The standards are to some degree arbitrary (although they are related to the function or purpose of the object in question). But function is also somewhat arbitrary: is the purpose of a car to get you around safely and efficiently, or to be fast, impress all the chicks, and make other guys jealous of you? That will alter your evaluation of whether a car is performing well or not. The case of the calculator is much more straightforward: we created a calculator for the purpose of doing math problems for us, so it is good to the extent that it reliably gives us answers that are true.

I think I know what question you will ask next, but I’ll just wait for it.
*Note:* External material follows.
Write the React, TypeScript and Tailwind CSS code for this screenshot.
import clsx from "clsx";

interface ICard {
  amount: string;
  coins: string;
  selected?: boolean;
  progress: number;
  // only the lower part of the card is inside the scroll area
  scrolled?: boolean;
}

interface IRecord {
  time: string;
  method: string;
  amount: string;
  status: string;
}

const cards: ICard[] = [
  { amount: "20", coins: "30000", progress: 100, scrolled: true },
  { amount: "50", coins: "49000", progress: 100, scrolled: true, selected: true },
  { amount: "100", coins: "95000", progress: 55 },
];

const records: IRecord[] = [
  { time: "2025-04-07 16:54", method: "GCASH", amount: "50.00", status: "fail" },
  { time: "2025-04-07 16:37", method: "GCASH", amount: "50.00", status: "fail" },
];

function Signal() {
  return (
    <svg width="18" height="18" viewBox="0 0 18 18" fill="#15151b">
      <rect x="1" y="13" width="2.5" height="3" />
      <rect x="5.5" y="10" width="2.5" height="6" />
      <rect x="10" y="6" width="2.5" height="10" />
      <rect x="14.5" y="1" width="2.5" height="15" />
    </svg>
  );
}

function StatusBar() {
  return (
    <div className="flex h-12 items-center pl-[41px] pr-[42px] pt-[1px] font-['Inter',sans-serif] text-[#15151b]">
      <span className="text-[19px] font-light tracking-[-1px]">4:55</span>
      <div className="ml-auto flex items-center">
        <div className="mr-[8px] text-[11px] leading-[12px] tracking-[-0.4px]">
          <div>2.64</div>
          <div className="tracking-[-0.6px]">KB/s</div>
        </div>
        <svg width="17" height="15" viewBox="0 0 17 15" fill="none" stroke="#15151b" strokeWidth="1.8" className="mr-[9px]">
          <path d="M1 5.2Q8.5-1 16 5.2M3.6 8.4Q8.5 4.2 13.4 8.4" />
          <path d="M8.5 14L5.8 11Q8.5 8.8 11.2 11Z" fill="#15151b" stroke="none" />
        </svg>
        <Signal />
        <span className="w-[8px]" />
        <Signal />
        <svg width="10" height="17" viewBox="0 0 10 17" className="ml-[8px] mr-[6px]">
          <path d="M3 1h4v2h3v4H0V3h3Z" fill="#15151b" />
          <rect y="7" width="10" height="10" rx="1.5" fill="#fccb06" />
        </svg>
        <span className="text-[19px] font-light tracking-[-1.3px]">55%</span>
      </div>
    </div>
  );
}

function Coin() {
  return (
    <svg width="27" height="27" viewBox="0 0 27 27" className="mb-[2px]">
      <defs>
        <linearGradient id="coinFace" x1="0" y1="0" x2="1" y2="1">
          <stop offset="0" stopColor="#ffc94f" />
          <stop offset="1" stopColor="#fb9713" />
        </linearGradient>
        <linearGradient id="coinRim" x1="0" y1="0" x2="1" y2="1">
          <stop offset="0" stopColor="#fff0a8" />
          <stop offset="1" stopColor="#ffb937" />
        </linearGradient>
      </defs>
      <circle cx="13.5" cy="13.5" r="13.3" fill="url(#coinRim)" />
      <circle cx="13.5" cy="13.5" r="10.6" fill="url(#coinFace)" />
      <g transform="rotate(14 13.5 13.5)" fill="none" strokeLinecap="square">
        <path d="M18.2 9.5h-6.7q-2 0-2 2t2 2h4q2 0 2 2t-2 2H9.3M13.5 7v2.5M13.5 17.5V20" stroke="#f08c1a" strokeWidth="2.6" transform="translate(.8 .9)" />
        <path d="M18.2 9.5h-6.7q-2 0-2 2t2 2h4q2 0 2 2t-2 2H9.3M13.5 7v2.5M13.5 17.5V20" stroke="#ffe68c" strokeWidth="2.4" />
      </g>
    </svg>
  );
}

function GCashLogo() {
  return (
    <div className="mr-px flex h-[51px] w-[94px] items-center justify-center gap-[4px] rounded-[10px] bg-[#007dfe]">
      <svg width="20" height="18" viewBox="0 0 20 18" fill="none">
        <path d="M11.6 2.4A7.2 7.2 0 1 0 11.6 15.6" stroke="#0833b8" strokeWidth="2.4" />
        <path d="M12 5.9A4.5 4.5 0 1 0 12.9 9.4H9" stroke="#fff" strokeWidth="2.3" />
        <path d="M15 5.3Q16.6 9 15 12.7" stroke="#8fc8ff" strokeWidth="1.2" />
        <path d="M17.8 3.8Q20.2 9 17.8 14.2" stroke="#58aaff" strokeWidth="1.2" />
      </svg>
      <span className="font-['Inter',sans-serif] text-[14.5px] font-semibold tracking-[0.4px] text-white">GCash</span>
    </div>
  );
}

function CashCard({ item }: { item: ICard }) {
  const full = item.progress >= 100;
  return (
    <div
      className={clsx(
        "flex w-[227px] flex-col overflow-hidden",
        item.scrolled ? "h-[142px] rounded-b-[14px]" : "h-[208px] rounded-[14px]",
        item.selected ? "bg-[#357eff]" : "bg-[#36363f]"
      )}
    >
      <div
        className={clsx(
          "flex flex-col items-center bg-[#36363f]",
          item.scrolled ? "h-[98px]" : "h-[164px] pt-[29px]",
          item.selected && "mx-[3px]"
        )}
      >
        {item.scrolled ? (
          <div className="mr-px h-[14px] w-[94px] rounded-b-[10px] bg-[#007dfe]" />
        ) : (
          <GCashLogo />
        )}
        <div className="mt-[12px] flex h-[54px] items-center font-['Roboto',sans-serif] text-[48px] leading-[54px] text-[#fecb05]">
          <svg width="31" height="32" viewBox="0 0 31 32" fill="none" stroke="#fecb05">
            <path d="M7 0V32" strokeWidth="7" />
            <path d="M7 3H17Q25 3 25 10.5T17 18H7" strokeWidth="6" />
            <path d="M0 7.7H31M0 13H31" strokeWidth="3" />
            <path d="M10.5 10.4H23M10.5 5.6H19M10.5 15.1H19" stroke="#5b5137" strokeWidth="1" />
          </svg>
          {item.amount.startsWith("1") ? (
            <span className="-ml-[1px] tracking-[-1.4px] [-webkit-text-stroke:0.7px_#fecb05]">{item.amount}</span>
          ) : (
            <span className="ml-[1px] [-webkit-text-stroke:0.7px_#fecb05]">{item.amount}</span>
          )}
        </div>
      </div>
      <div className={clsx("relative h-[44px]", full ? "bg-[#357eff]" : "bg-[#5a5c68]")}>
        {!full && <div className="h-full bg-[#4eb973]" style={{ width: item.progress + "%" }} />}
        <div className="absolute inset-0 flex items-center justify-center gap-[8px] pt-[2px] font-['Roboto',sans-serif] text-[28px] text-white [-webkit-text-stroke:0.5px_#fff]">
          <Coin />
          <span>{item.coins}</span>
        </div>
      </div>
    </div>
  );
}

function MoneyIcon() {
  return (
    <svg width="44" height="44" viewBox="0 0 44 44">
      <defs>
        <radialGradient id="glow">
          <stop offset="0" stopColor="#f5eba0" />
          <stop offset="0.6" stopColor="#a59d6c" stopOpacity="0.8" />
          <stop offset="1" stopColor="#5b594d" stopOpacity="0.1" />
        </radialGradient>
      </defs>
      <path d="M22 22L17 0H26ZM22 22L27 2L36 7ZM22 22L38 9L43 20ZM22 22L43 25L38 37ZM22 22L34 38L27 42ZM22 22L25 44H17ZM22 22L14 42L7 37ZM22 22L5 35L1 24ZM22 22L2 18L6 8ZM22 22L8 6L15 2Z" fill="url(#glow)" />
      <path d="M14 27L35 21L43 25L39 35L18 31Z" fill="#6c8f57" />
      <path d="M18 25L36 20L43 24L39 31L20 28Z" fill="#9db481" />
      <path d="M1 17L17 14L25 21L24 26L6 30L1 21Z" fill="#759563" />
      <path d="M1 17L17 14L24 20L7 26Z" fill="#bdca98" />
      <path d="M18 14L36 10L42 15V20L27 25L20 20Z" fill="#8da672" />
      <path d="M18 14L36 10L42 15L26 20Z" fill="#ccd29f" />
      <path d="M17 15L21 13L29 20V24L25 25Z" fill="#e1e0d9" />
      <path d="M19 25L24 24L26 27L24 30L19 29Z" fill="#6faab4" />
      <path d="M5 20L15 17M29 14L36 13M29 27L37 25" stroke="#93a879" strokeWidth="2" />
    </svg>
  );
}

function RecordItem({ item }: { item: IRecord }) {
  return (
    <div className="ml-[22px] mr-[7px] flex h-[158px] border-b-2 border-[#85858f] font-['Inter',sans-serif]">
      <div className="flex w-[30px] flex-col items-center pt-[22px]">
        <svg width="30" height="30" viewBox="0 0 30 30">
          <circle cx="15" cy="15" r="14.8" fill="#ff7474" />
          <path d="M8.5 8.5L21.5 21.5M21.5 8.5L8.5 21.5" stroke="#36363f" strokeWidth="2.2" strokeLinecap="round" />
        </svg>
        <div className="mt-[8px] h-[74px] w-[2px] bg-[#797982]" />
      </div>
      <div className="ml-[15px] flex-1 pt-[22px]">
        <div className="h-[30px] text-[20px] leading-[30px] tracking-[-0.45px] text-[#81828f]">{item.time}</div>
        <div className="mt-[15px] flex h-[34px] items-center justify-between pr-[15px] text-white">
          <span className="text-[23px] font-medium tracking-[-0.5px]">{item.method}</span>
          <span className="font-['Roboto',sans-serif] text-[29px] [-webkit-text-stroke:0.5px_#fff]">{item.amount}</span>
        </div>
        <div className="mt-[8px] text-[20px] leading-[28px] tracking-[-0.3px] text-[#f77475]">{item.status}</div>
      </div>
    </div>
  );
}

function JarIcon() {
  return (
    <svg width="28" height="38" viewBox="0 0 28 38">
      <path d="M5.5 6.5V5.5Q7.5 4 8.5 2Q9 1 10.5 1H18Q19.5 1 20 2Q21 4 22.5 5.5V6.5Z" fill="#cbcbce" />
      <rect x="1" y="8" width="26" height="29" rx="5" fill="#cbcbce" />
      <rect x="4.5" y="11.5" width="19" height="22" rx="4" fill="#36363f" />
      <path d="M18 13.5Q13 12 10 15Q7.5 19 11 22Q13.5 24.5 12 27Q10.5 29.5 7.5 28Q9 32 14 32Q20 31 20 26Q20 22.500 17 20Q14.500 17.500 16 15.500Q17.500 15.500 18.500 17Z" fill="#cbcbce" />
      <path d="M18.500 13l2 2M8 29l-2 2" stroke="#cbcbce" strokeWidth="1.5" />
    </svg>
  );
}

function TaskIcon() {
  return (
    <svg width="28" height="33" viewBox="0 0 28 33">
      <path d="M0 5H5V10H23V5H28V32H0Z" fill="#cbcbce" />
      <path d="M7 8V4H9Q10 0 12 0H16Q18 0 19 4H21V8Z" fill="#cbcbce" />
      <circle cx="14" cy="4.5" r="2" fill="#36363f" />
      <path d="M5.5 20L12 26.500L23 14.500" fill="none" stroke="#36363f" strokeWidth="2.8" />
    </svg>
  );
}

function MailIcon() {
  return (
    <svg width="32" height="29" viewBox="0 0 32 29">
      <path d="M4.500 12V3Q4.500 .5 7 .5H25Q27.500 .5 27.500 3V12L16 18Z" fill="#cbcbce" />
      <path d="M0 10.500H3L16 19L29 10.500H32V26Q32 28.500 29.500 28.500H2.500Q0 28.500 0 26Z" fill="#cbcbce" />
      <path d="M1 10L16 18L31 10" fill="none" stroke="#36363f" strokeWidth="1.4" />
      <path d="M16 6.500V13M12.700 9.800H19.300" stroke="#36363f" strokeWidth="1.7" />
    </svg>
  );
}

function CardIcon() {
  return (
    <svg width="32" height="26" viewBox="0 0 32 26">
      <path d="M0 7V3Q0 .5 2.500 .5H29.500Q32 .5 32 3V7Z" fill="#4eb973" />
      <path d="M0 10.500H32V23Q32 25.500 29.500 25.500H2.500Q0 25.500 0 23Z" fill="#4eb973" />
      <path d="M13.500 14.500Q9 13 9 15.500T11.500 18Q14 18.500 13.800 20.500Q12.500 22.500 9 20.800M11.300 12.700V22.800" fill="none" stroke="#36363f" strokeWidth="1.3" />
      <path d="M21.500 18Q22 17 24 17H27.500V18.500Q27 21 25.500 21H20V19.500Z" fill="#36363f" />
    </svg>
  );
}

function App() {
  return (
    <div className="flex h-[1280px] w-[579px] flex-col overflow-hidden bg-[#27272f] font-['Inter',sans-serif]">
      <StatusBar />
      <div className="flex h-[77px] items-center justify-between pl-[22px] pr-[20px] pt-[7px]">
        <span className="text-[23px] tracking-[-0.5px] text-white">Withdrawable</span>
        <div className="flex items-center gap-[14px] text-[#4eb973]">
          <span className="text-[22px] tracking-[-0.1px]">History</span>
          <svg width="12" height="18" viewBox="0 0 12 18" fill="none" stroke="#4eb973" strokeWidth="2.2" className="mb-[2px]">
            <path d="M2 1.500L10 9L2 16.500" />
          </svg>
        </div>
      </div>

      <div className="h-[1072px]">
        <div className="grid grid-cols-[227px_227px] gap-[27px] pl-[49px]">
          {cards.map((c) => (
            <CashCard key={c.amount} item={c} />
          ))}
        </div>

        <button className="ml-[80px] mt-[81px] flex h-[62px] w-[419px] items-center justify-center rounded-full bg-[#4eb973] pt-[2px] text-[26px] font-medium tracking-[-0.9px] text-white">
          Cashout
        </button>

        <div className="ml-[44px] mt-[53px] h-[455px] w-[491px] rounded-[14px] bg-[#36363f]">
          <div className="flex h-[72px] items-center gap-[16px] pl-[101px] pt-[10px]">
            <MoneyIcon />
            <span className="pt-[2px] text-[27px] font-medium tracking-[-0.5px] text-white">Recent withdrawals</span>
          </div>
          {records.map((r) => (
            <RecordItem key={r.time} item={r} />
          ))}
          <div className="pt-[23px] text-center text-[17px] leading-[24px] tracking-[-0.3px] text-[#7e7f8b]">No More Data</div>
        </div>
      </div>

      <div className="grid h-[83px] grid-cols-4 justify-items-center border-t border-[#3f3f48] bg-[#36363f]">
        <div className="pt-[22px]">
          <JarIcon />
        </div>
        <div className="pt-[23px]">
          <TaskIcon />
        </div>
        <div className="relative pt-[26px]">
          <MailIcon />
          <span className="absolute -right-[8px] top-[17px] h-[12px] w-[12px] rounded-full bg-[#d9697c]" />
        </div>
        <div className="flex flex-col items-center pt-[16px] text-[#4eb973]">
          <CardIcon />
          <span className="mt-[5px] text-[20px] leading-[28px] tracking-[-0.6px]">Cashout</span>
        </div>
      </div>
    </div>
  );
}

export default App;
Well, that’s your involuntary belief :stuck_out_tongue:

My question still stands. Re-presented as an illustration:

1)I believe 2+2=4
2)Calculator’s purpose is to perform accurate results of calculations
3)I plug in 2+2 and get, say, 5

So I pronounce calculator defective.

But how do I know that (1) is actually true. And if I believe it, how should I justify it?
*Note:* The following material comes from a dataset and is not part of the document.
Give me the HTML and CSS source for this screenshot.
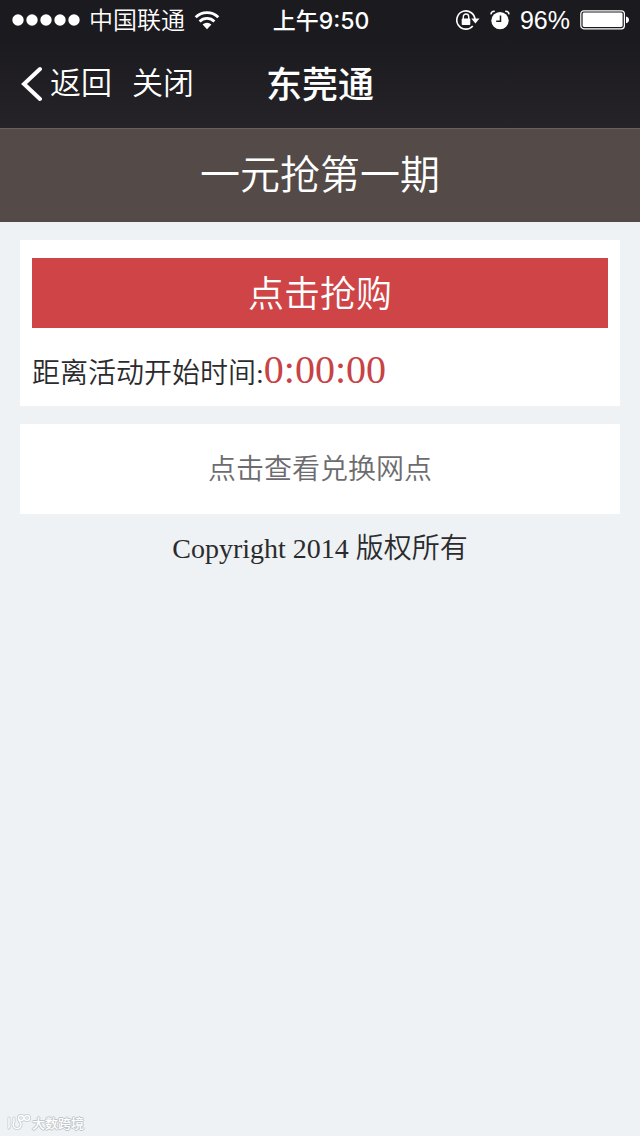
FILE: index.html
```html
<!DOCTYPE html>
<html lang="zh-CN">
<head>
<meta charset="utf-8">
<meta name="viewport" content="width=device-width, initial-scale=1">
<title>东莞通</title>
<link rel="stylesheet" href="styles.css">
</head>
<body>
<header class="top">
  <div class="status">
    <div class="status-left">
      <svg class="signal" width="68" height="12" viewBox="0 0 68 12" fill="#fff" aria-hidden="true"><circle cx="6" cy="6" r="5.7"/><circle cx="20" cy="6" r="5.7"/><circle cx="34" cy="6" r="5.7"/><circle cx="48" cy="6" r="5.7"/><circle cx="62" cy="6" r="5.7"/></svg>
      <span class="carrier">中国联通</span>
      <svg width="26" height="20" viewBox="0 0 26 20" aria-hidden="true"><g fill="none" stroke="#fff" stroke-width="2.8"><path d="M1.7 7.2a16 16 0 0 1 22.6 0"/><path d="M5.6 11.5a10.5 10.5 0 0 1 14.8 0"/></g><path d="M13 19.2l-4.4-4.6a6.2 6.2 0 0 1 8.8 0z" fill="#fff"/></svg>
    </div>
    <span class="time">上午9:50</span>
    <div class="status-right">
      <svg width="24" height="22" viewBox="0 0 24 22" aria-hidden="true"><path d="M19 11A9.1 9.1 0 1 0 16.8 17" fill="none" stroke="#fff" stroke-width="1.6"/><path d="M15.3 9.6h8.2l-4.1 4.8z" fill="#fff"/><rect x="5.7" y="9.6" width="8.6" height="6.4" rx=".8" fill="#fff"/><path d="M7.3 10V7.7a2.7 2.7 0 0 1 5.4 0V10" fill="none" stroke="#fff" stroke-width="1.4"/></svg>
      <svg width="20" height="20" viewBox="0 0 20 20" aria-hidden="true"><circle cx="10" cy="10.6" r="8.7" fill="#fff"/><path d="M10.5 5.5v5.8H6.2" fill="none" stroke="#1c1b1f" stroke-width="1.5"/><path d="M.9 4.4C1.2 2.4 2.8 1.2 4.8 1.4M19.1 4.4c-.3-2-1.9-3.2-3.9-3" fill="none" stroke="#fff" stroke-width="1.5"/></svg>
      <span class="percent">96%</span>
      <svg width="50" height="20" viewBox="0 0 50 20" aria-hidden="true"><rect x=".8" y=".8" width="43.6" height="18" rx="3" fill="none" stroke="#fff" stroke-width="1.2"/><rect x="2.6" y="2.6" width="40" height="14.4" rx="1.4" fill="#fff"/><path d="M46 6.4c4 .8 4 6 0 6.8z" fill="#fff"/></svg>
    </div>
  </div>
  <nav class="nav">
    <div class="nav-actions">
      <button class="nav-button" type="button"><svg width="22" height="36" viewBox="0 0 22 36" fill="none" stroke="#fff" stroke-width="4" stroke-linecap="round" aria-hidden="true"><path d="M20 3L4 18 20 33"/></svg><span>返回</span></button>
      <button class="nav-button" type="button">关闭</button>
    </div>
    <span class="nav-title">东莞通</span>
  </nav>
</header>
<h1 class="banner">一元抢第一期</h1>
<main class="content">
  <section class="card offer">
    <button class="buy" type="button">点击抢购</button>
    <p class="countdown">距离活动开始时间:<span class="timer">0:00:00</span></p>
  </section>
  <a class="card outlets" href="#">点击查看兑换网点</a>
  <p class="copyright">Copyright 2014 版权所有</p>
</main>
<footer class="mark">
  <svg width="24" height="18" viewBox="0 0 24 18" fill="none" stroke-linecap="round" stroke-linejoin="round" aria-hidden="true"><g stroke="#c6cbce" stroke-width="3"><path d="M2 4v10M7 4v4a4 4 0 1 0 5-1"/><circle cx="14" cy="4" r="2.5"/><circle cx="20" cy="4" r="2.5"/></g><g stroke="#fff" stroke-width="1.4"><path d="M2 4v10M7 4v4a4 4 0 1 0 5-1"/><circle cx="14" cy="4" r="2.5"/><circle cx="20" cy="4" r="2.5"/></g></svg>
  <span>大数跨境</span>
</footer>
</body>
</html>
```
FILE: styles.css
```css
* {
  box-sizing: border-box;
}

body {
  margin: 0;
  min-height: 100vh;
  display: flex;
  flex-direction: column;
  background: #eef2f4;
  color: #2b2b2e;
  font-family: "Liberation Serif", "Noto Sans CJK SC", serif;
  font-weight: 350;
}

button {
  border: 0;
  padding: 0;
  background: none;
  color: inherit;
  font: inherit;
  cursor: pointer;
}

svg {
  display: block;
  flex: none;
}

.top {
  background: linear-gradient(#1b1a1e 30%, #252327);
  border-bottom: 1px solid #6a6061;
  color: #fff;
  font-family: "Liberation Sans", "Noto Sans CJK SC", sans-serif;
}

.status {
  display: grid;
  grid-template-columns: 1fr auto 1fr;
  align-items: center;
  height: 40px;
  padding: 0 10px 0 12px;
  font-size: 24px;
  line-height: 40px;
}

.status-left,
.status-right {
  display: flex;
  align-items: center;
  gap: 9px;
}

.status-right {
  justify-content: flex-end;
  gap: 10px;
}

.carrier {
  padding-top: 2px;
  line-height: 38px;
}

.percent {
  font-size: 25px;
}

.time {
  padding-top: 2px;
  font-family: Inter, "Noto Sans CJK SC", sans-serif;
  font-size: 23px;
  font-weight: 500;
  line-height: 38px;
}

.nav {
  display: grid;
  grid-template-columns: 1fr auto 1fr;
  align-items: center;
  height: 88px;
  padding: 0 20px;
}

.nav-actions {
  display: flex;
  gap: 20px;
}

.nav-button {
  display: flex;
  align-items: center;
  gap: 8px;
  font-size: 31px;
  line-height: 44px;
}

.nav-title {
  padding-top: 4px;
  font-size: 36px;
  font-weight: 500;
  line-height: 44px;
}

.banner {
  margin: 0;
  padding: 17px 20px 16px;
  background: #544a48;
  color: #fff;
  font-size: 40px;
  font-weight: 350;
  line-height: 60px;
  text-align: center;
}

.content {
  flex: 1;
  display: flex;
  flex-direction: column;
  gap: 18px;
  padding: 18px 20px;
}

.card {
  background: #fff;
}

.offer {
  padding: 18px 12px 2px;
}

.buy {
  display: block;
  width: 100%;
  padding-top: 4px;
  background: #cf4547;
  color: #fff;
  font-size: 36px;
  line-height: 66px;
}

.countdown {
  margin: 12px 0 0;
  font-size: 28px;
  line-height: 60px;
}

.timer {
  color: #c74346;
  font-size: 40px;
}

.outlets {
  padding: 16px 12px 14px;
  color: #6c6b70;
  font-size: 28px;
  line-height: 60px;
  text-align: center;
  text-decoration: none;
}

.copyright {
  margin: 0;
  font-size: 28px;
  line-height: 34px;
  text-align: center;
}

.mark {
  display: flex;
  align-items: center;
  gap: 1px;
  padding: 0 7px 4px;
  color: #fff;
  font-family: "Noto Sans CJK SC", sans-serif;
  font-size: 13px;
  font-weight: 500;
  line-height: 18px;
  text-shadow: 1px 0 #c0c5c8, -1px 0 #c0c5c8, 0 1px #c0c5c8, 0 -1px #c0c5c8;
}
```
The point (at least the one that the others are making, that I’m struggling to accept) is that “me” is an artefact of those neurons, so the “me” that has influence over them isn’t any more free to act than they are. There’s feedback in the system, lots of it, but still all deterministic, or random.

Well, yeah. But so what? You are still you. The fact that you have to be you doesn’t really change anything. In fact, it’s sort of obvious.

What I’m getting at, I guess, is that folks who talk about free will are often, if not usually, trying to convince you to think their way, whatever that way is. If you give in to them, then you’re giving up whatever free will you had, be it real or illusory.

If you give in once, then you condition yourself to give in again later, and it becomes harder to think for yourself. So you have some control over the way you think, in the sense that you can choose to think for yourself, or let others think for you.

Thinking for yourself may be fatal in some deep philosophical sense. Letting others think for you may be just plain fatal.